--- Begin ---

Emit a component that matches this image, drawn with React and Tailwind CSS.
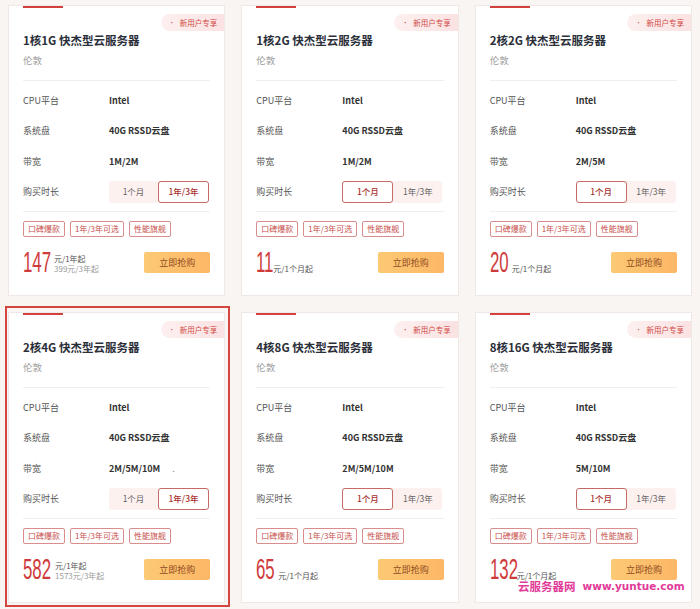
import React from "react";

const cards = [
  { title: "1核1G 快杰型云服务器", bw: "1M/2M", price: "147", pw: "w-[30px]", unit: "元/1年起", sub: "399元/3年起", year: true },
  { title: "1核2G 快杰型云服务器", bw: "1M/2M", price: "11", pw: "w-[16px]", unit: "元/1个月起", month: true },
  { title: "2核2G 快杰型云服务器", bw: "2M/5M", price: "20", pw: "w-[21px]", unit: "元/1个月起", month: true },
  { title: "2核4G 快杰型云服务器", bw: "2M/5M/10M", price: "582", pw: "w-[31px]", unit: "元/1年起", sub: "1573元/3年起", year: true, highlight: true, dot: true },
  { title: "4核8G 快杰型云服务器", bw: "2M/5M/10M", price: "65", pw: "w-[21px]", unit: "元/1个月起", month: true },
  { title: "8核16G 快杰型云服务器", bw: "5M/10M", price: "132", pw: "w-[26px]", unit: "元/1个月起", month: true },
];

function Row({ label, children }) {
  return (
    <div className="flex items-center h-[30.5px]">
      <div className="w-[86px] text-[9px] text-[#555]">{label}</div>
      {children}
    </div>
  );
}

function Half({ active, children }) {
  return active ? (
    <div className="flex-1 flex items-center justify-center bg-white border border-[#c56a66] rounded-[3px] text-[8.5px] text-[#a8302c] font-medium">
      {children}
    </div>
  ) : (
    <div className="flex-1 flex items-center justify-center text-[8.5px] text-[#666]">{children}</div>
  );
}

function Card({ d }) {
  return (
    <div className="relative">
      {d.highlight && (
        <div className="absolute -left-[3px] -right-[5px] -top-[6px] -bottom-[4px] border-2 border-[#d4453f] pointer-events-none z-10" />
      )}
      <div className="relative h-full bg-white border border-[#efe8e5] px-[14px] pb-[22px] overflow-hidden">
        <div className="-mt-px w-10 h-[3px] bg-[#d2413c]" />
        <div className="absolute right-0 top-[8px] h-[17px] flex items-center pl-[8px] pr-[7px] rounded-l-full bg-gradient-to-r from-[#fdf0f0] to-[#fbe2e2] text-[7.5px] text-[#d04a45]">
          <span className="mr-[5px] text-[6px]">•</span>新用户专享
        </div>
        <div className="mt-[24px] text-[11.5px] leading-[16px] font-bold text-[#2b2f3a]">{d.title}</div>
        <div className="mt-[5px] text-[9.5px] leading-[14px] text-[#a0a0a0]">伦敦</div>
        <div className="mt-[13px] h-px bg-[#efefef]" />
        <div className="mt-[4px]">
          <Row label="CPU平台">
            <div className="text-[9px] font-semibold text-[#333]">Intel</div>
          </Row>
          <Row label="系统盘">
            <div className="text-[9px] font-semibold text-[#333]">40G RSSD云盘</div>
          </Row>
          <Row label="带宽">
            <div className="text-[9px] font-semibold text-[#333]">
              {d.bw}
              {d.dot && <span className="ml-[12px] font-normal text-[#888]">.</span>}
            </div>
          </Row>
          <Row label="购买时长">
            <div className="w-[100px] h-[22px] flex rounded-[3px] bg-[#fdf1f0]">
              <Half active={d.month}>1个月</Half>
              <Half active={d.year}>1年/3年</Half>
            </div>
          </Row>
        </div>
        <div className="mt-[4px] h-px bg-[#f1eeee]" />
        <div className="mt-[9px] flex gap-[5px]">
          {["口碑爆款", "1年/3年可选", "性能旗舰"].map((t) => (
            <div key={t} className="h-[16px] px-[4px] flex items-center border border-[#d98d8d] rounded-[2px] text-[8px] text-[#c8504c]">
              {t}
            </div>
          ))}
        </div>
        <div className="mt-[15px] flex items-end justify-between h-[21px]">
          <div className="flex items-end">
            <div className={`${d.pw} h-[21px] overflow-visible`}>
              <span className="inline-block origin-left scale-x-[0.58] text-[29px] leading-[21px] text-[#cf3b3b] font-['Liberation_Sans',sans-serif]">
                {d.price}
              </span>
            </div>
            <div className="ml-[1px] flex flex-col text-[8px] leading-[9.5px]">
              <span className="text-[#555]">{d.unit}</span>
              {d.sub && <span className="text-[#9a9a9a]">{d.sub}</span>}
            </div>
          </div>
          <div className="w-[66px] h-[21px] flex items-center justify-center rounded-[2px] bg-gradient-to-r from-[#fcc974] to-[#fdb767] text-[9px] text-[#8f4b1f]">
            立即抢购
          </div>
        </div>
      </div>
    </div>
  );
}

export default function App() {
  return (
    <div className="relative w-[700px] min-h-[609px] bg-[#f9f5f3] font-['Noto_Sans_CJK_SC',sans-serif] overflow-hidden">
      <div className="grid grid-cols-3 gap-x-4 gap-y-4 px-2 pt-[5px]">
        {cards.map((d, i) => (
          <Card key={i} d={d} />
        ))}
      </div>
      <div className="absolute left-[518px] top-[578px] flex items-center gap-[7px] text-[#e23a98] font-bold z-20">
        <span className="text-[11.5px] leading-[16px]">云服务器网</span>
        <span className="text-[10.5px] leading-[16px] font-['DejaVu_Sans',sans-serif]">www.yuntue.com</span>
      </div>
    </div>
  );
}
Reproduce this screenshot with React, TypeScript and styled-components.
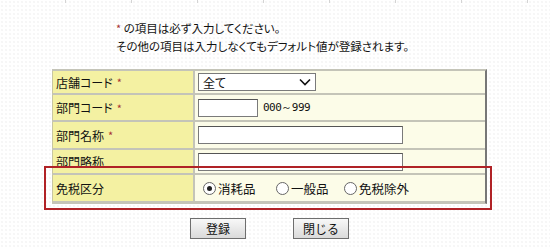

--- End ---

__Problem__
All of the lines above should be printed exactly, minus the pictures.

__Written response__
Emit a component that matches this image, drawn with React and Tailwind CSS.
import React from "react";

const cards = [
  { title: "1核1G 快杰型云服务器", bw: "1M/2M", price: "147", pw: "w-[30px]", unit: "元/1年起", sub: "399元/3年起", year: true },
  { title: "1核2G 快杰型云服务器", bw: "1M/2M", price: "11", pw: "w-[16px]", unit: "元/1个月起", month: true },
  { title: "2核2G 快杰型云服务器", bw: "2M/5M", price: "20", pw: "w-[21px]", unit: "元/1个月起", month: true },
  { title: "2核4G 快杰型云服务器", bw: "2M/5M/10M", price: "582", pw: "w-[31px]", unit: "元/1年起", sub: "1573元/3年起", year: true, highlight: true, dot: true },
  { title: "4核8G 快杰型云服务器", bw: "2M/5M/10M", price: "65", pw: "w-[21px]", unit: "元/1个月起", month: true },
  { title: "8核16G 快杰型云服务器", bw: "5M/10M", price: "132", pw: "w-[26px]", unit: "元/1个月起", month: true },
];

function Row({ label, children }) {
  return (
    <div className="flex items-center h-[30.5px]">
      <div className="w-[86px] text-[9px] text-[#555]">{label}</div>
      {children}
    </div>
  );
}

function Half({ active, children }) {
  return active ? (
    <div className="flex-1 flex items-center justify-center bg-white border border-[#c56a66] rounded-[3px] text-[8.5px] text-[#a8302c] font-medium">
      {children}
    </div>
  ) : (
    <div className="flex-1 flex items-center justify-center text-[8.5px] text-[#666]">{children}</div>
  );
}

function Card({ d }) {
  return (
    <div className="relative">
      {d.highlight && (
        <div className="absolute -left-[3px] -right-[5px] -top-[6px] -bottom-[4px] border-2 border-[#d4453f] pointer-events-none z-10" />
      )}
      <div className="relative h-full bg-white border border-[#efe8e5] px-[14px] pb-[22px] overflow-hidden">
        <div className="-mt-px w-10 h-[3px] bg-[#d2413c]" />
        <div className="absolute right-0 top-[8px] h-[17px] flex items-center pl-[8px] pr-[7px] rounded-l-full bg-gradient-to-r from-[#fdf0f0] to-[#fbe2e2] text-[7.5px] text-[#d04a45]">
          <span className="mr-[5px] text-[6px]">•</span>新用户专享
        </div>
        <div className="mt-[24px] text-[11.5px] leading-[16px] font-bold text-[#2b2f3a]">{d.title}</div>
        <div className="mt-[5px] text-[9.5px] leading-[14px] text-[#a0a0a0]">伦敦</div>
        <div className="mt-[13px] h-px bg-[#efefef]" />
        <div className="mt-[4px]">
          <Row label="CPU平台">
            <div className="text-[9px] font-semibold text-[#333]">Intel</div>
          </Row>
          <Row label="系统盘">
            <div className="text-[9px] font-semibold text-[#333]">40G RSSD云盘</div>
          </Row>
          <Row label="带宽">
            <div className="text-[9px] font-semibold text-[#333]">
              {d.bw}
              {d.dot && <span className="ml-[12px] font-normal text-[#888]">.</span>}
            </div>
          </Row>
          <Row label="购买时长">
            <div className="w-[100px] h-[22px] flex rounded-[3px] bg-[#fdf1f0]">
              <Half active={d.month}>1个月</Half>
              <Half active={d.year}>1年/3年</Half>
            </div>
          </Row>
        </div>
        <div className="mt-[4px] h-px bg-[#f1eeee]" />
        <div className="mt-[9px] flex gap-[5px]">
          {["口碑爆款", "1年/3年可选", "性能旗舰"].map((t) => (
            <div key={t} className="h-[16px] px-[4px] flex items-center border border-[#d98d8d] rounded-[2px] text-[8px] text-[#c8504c]">
              {t}
            </div>
          ))}
        </div>
        <div className="mt-[15px] flex items-end justify-between h-[21px]">
          <div className="flex items-end">
            <div className={`${d.pw} h-[21px] overflow-visible`}>
              <span className="inline-block origin-left scale-x-[0.58] text-[29px] leading-[21px] text-[#cf3b3b] font-['Liberation_Sans',sans-serif]">
                {d.price}
              </span>
            </div>
            <div className="ml-[1px] flex flex-col text-[8px] leading-[9.5px]">
              <span className="text-[#555]">{d.unit}</span>
              {d.sub && <span className="text-[#9a9a9a]">{d.sub}</span>}
            </div>
          </div>
          <div className="w-[66px] h-[21px] flex items-center justify-center rounded-[2px] bg-gradient-to-r from-[#fcc974] to-[#fdb767] text-[9px] text-[#8f4b1f]">
            立即抢购
          </div>
        </div>
      </div>
    </div>
  );
}

export default function App() {
  return (
    <div className="relative w-[700px] min-h-[609px] bg-[#f9f5f3] font-['Noto_Sans_CJK_SC',sans-serif] overflow-hidden">
      <div className="grid grid-cols-3 gap-x-4 gap-y-4 px-2 pt-[5px]">
        {cards.map((d, i) => (
          <Card key={i} d={d} />
        ))}
      </div>
      <div className="absolute left-[518px] top-[578px] flex items-center gap-[7px] text-[#e23a98] font-bold z-20">
        <span className="text-[11.5px] leading-[16px]">云服务器网</span>
        <span className="text-[10.5px] leading-[16px] font-['DejaVu_Sans',sans-serif]">www.yuntue.com</span>
      </div>
    </div>
  );
}
Reproduce this screenshot with React, TypeScript and styled-components.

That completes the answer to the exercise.